_Task_
Leave out the pictures, and reproduce exactly the lines from the line containing "Output the web" through the final line of the entries.

--- START ---

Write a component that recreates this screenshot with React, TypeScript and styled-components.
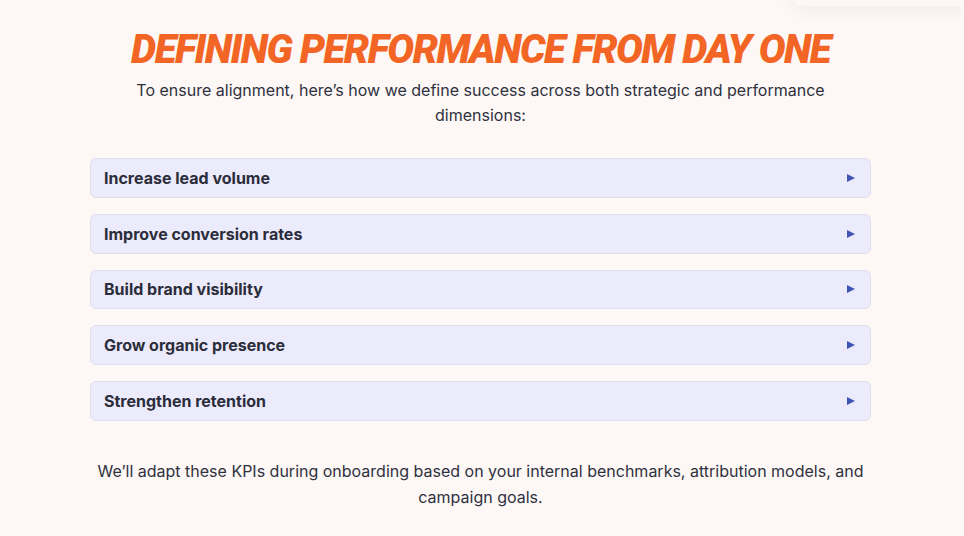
import React from "react";
import styled, { createGlobalStyle } from "styled-components";

const Global = createGlobalStyle`
  html, body { margin: 0; padding: 0; background: #fdf8f5; }
  body { font-family: Inter, "Noto Sans", sans-serif; color: #2b2d3a; }
`;

const Page = styled.main`
  position: relative;
  width: 961px;
  height: 536px;
  overflow: hidden;
  background: #fdf8f5;
  display: flex;
  flex-direction: column;
  align-items: center;
  padding-top: 28px;
  box-sizing: border-box;
`;

const Glow = styled.div`
  position: absolute;
  top: -40px;
  right: -20px;
  width: 190px;
  height: 46px;
  border-radius: 12px;
  background: #fdf8f5;
  box-shadow: 0 4px 16px rgba(0, 0, 0, 0.05);
`;

const Title = styled.h1`
  margin: 0;
  font-family: Roboto, "Liberation Sans", sans-serif;
  font-weight: 900;
  font-style: italic;
  font-size: 40px;
  line-height: 44px;
  color: #f26524;
  text-transform: uppercase;
  letter-spacing: -1.5px;
`;

const Lead = styled.p`
  margin: 6px 0 0;
  width: 700px;
  text-align: center;
  font-size: 16px;
  line-height: 25px;
  color: #2f3140;
`;

const List = styled.ul`
  list-style: none;
  margin: 30px 0 0;
  padding: 0;
  width: 781px;
  display: flex;
  flex-direction: column;
  gap: 16px;
`;

const Item = styled.li`
  height: 39.75px;
  box-sizing: border-box;
  display: flex;
  align-items: center;
  justify-content: space-between;
  padding: 0 15px 0 13px;
  background: #ecebfc;
  border: 1px solid #dfdeee;
  border-radius: 6px;
  font-size: 16px;
  font-weight: 700;
  color: #2b2d3a;
`;

const Arrow = styled.span`
  width: 0;
  height: 0;
  border-top: 4.5px solid transparent;
  border-bottom: 4.5px solid transparent;
  border-left: 8px solid #3f54b4;
`;

const Foot = styled.p`
  margin: 37px 0 0;
  width: 790px;
  text-align: center;
  font-size: 16px;
  line-height: 26px;
  color: #2f3140;
`;

const goals = [
  "Increase lead volume",
  "Improve conversion rates",
  "Build brand visibility",
  "Grow organic presence",
  "Strengthen retention",
];

export default function App() {
  return (
    <Page>
      <Global />
      <Glow />
      <Title>Defining Performance From Day One</Title>
      <Lead>
        To ensure alignment, here’s how we define success across both strategic and performance
        dimensions:
      </Lead>
      <List>
        {goals.map((g) => (
          <Item key={g}>
            {g}
            <Arrow />
          </Item>
        ))}
      </List>
      <Foot>
        We’ll adapt these KPIs during onboarding based on your internal benchmarks, attribution
        models, and campaign goals.
      </Foot>
    </Page>
  );
}
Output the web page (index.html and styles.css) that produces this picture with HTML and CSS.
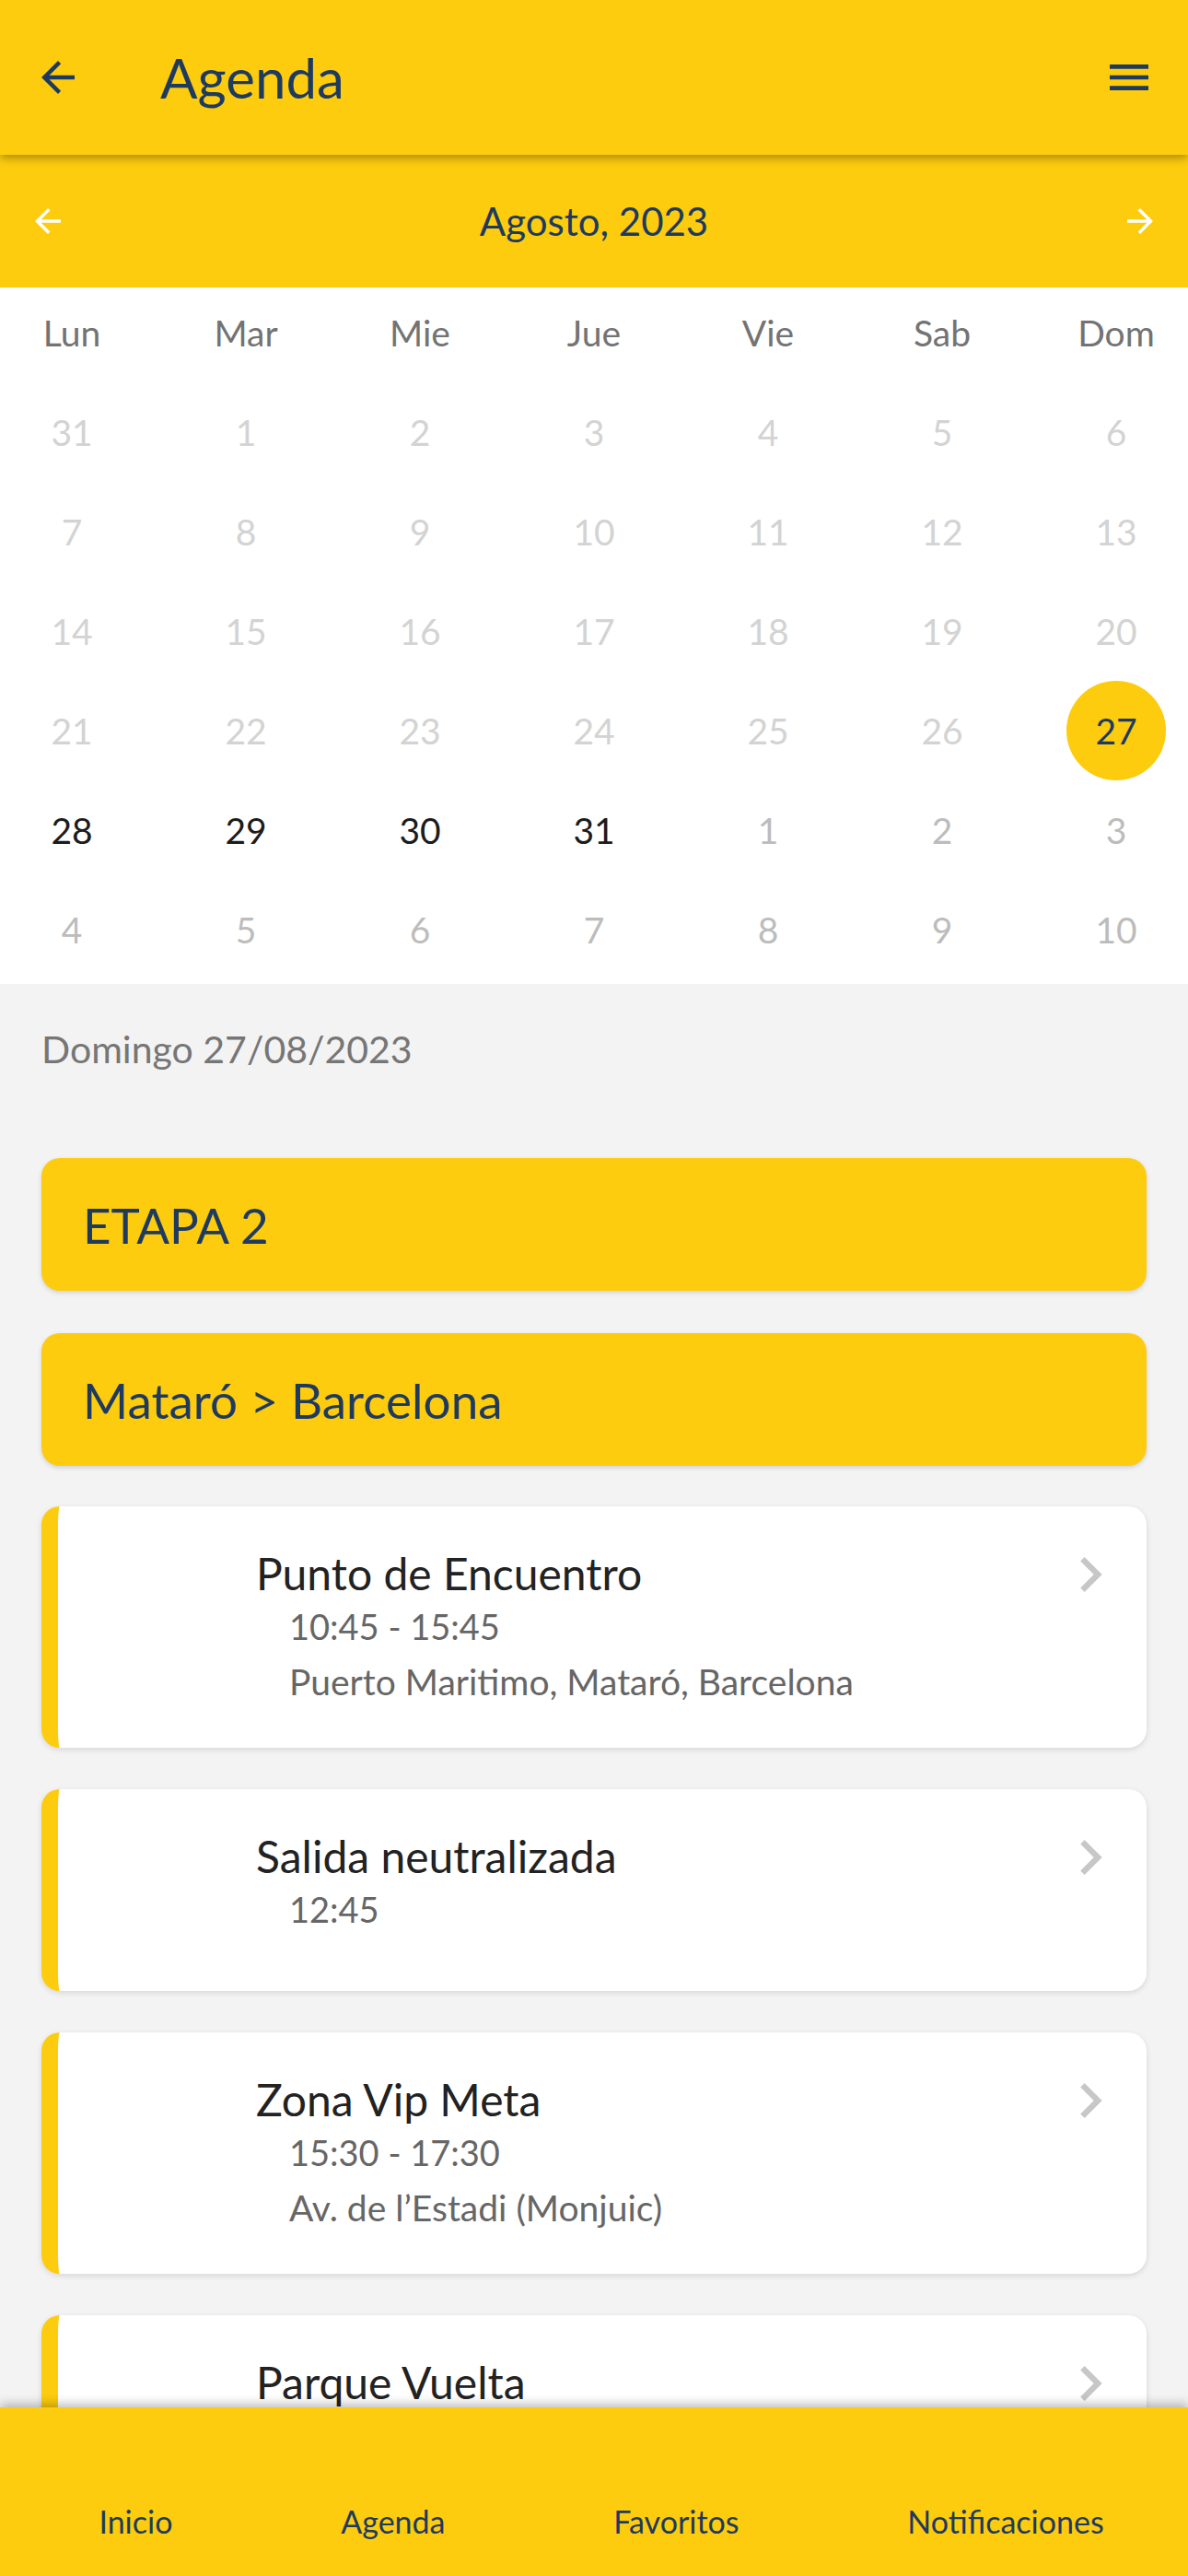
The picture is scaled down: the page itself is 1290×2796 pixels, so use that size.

--- END ---

_Reply_
Output the web page (index.html and styles.css) that produces this picture with HTML and CSS.
The picture is scaled down: the page itself is 1290×2796 pixels, so use that size.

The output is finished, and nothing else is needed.